Given request. Reproduce the listing below exactly. Pictures do not belong in the copy.

Data excerpt.
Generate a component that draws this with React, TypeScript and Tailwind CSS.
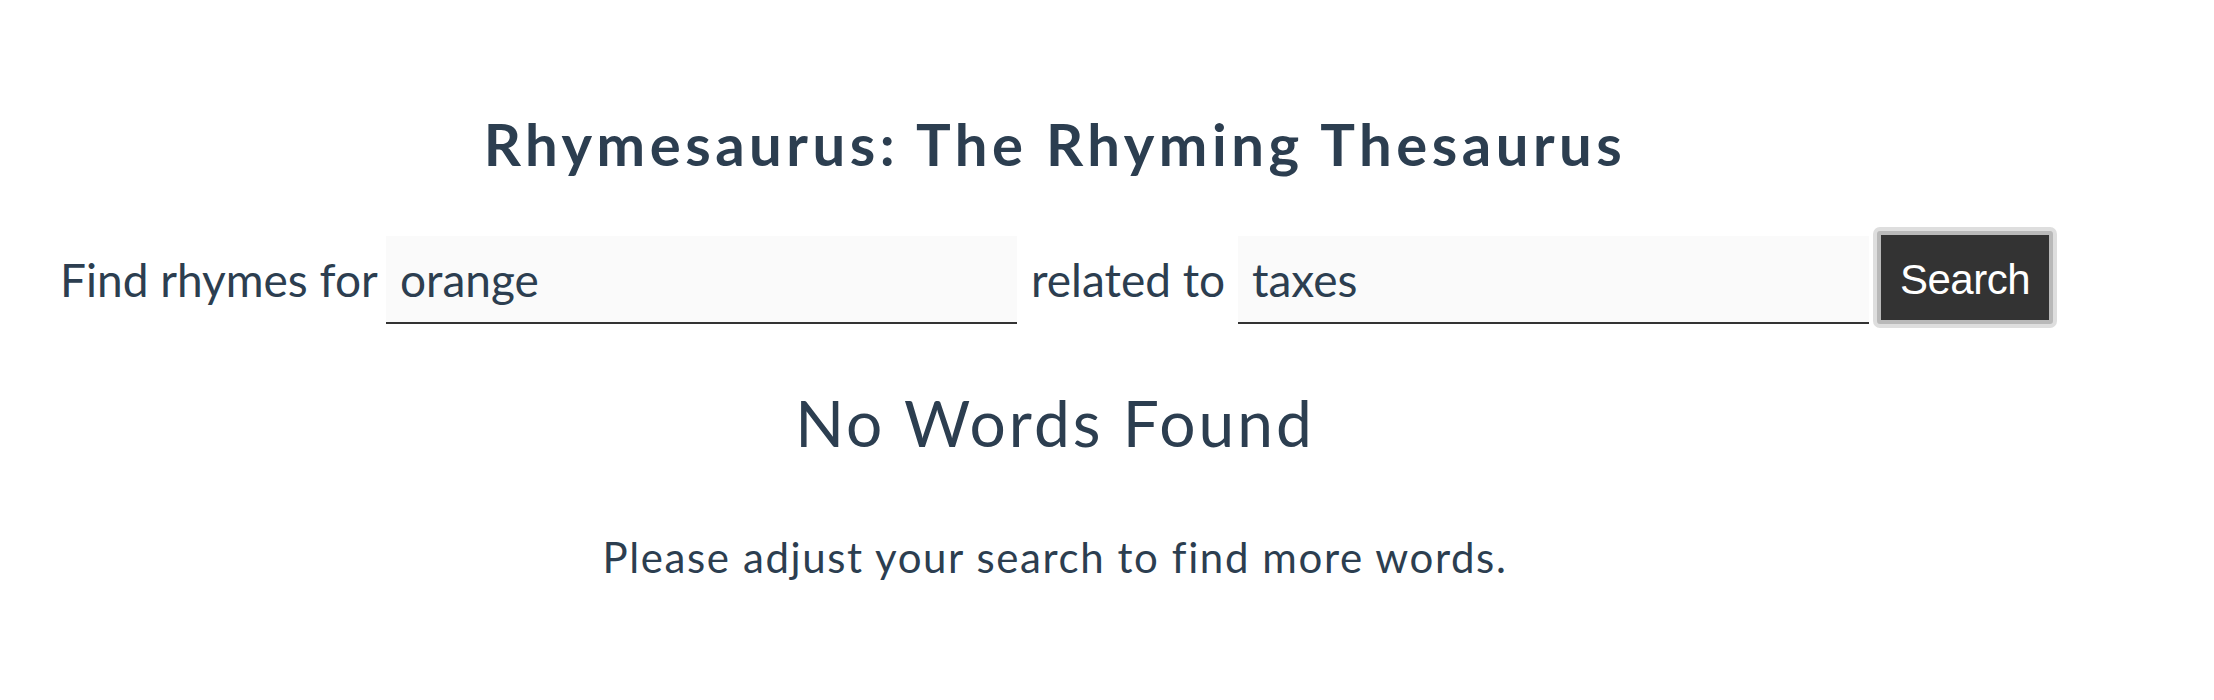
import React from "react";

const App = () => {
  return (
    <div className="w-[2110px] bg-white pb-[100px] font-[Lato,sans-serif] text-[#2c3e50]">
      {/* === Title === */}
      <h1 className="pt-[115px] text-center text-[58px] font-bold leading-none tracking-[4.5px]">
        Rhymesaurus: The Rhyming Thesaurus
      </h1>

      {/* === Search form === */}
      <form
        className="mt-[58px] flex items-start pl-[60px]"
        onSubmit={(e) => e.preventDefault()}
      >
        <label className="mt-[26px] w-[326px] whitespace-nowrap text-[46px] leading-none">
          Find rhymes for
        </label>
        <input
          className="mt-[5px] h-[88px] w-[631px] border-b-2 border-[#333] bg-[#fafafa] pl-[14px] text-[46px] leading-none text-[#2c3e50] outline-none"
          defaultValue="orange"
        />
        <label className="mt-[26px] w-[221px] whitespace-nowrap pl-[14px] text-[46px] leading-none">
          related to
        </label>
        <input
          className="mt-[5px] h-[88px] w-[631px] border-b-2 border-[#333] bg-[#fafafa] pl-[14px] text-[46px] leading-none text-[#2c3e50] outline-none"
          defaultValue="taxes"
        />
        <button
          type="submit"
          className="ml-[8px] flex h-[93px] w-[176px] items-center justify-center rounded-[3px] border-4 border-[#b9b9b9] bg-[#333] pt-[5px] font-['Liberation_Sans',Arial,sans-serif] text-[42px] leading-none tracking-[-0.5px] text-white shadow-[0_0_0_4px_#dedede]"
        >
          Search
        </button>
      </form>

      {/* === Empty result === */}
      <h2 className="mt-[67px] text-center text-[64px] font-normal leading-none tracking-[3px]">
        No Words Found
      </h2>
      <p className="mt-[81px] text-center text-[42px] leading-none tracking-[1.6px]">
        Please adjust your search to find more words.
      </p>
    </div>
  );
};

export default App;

Exercise response.
Generate a component that draws this with React, TypeScript and Tailwind CSS.
import React from "react";

const App = () => {
  return (
    <div className="w-[2110px] bg-white pb-[100px] font-[Lato,sans-serif] text-[#2c3e50]">
      {/* === Title === */}
      <h1 className="pt-[115px] text-center text-[58px] font-bold leading-none tracking-[4.5px]">
        Rhymesaurus: The Rhyming Thesaurus
      </h1>

      {/* === Search form === */}
      <form
        className="mt-[58px] flex items-start pl-[60px]"
        onSubmit={(e) => e.preventDefault()}
      >
        <label className="mt-[26px] w-[326px] whitespace-nowrap text-[46px] leading-none">
          Find rhymes for
        </label>
        <input
          className="mt-[5px] h-[88px] w-[631px] border-b-2 border-[#333] bg-[#fafafa] pl-[14px] text-[46px] leading-none text-[#2c3e50] outline-none"
          defaultValue="orange"
        />
        <label className="mt-[26px] w-[221px] whitespace-nowrap pl-[14px] text-[46px] leading-none">
          related to
        </label>
        <input
          className="mt-[5px] h-[88px] w-[631px] border-b-2 border-[#333] bg-[#fafafa] pl-[14px] text-[46px] leading-none text-[#2c3e50] outline-none"
          defaultValue="taxes"
        />
        <button
          type="submit"
          className="ml-[8px] flex h-[93px] w-[176px] items-center justify-center rounded-[3px] border-4 border-[#b9b9b9] bg-[#333] pt-[5px] font-['Liberation_Sans',Arial,sans-serif] text-[42px] leading-none tracking-[-0.5px] text-white shadow-[0_0_0_4px_#dedede]"
        >
          Search
        </button>
      </form>

      {/* === Empty result === */}
      <h2 className="mt-[67px] text-center text-[64px] font-normal leading-none tracking-[3px]">
        No Words Found
      </h2>
      <p className="mt-[81px] text-center text-[42px] leading-none tracking-[1.6px]">
        Please adjust your search to find more words.
      </p>
    </div>
  );
};

export default App;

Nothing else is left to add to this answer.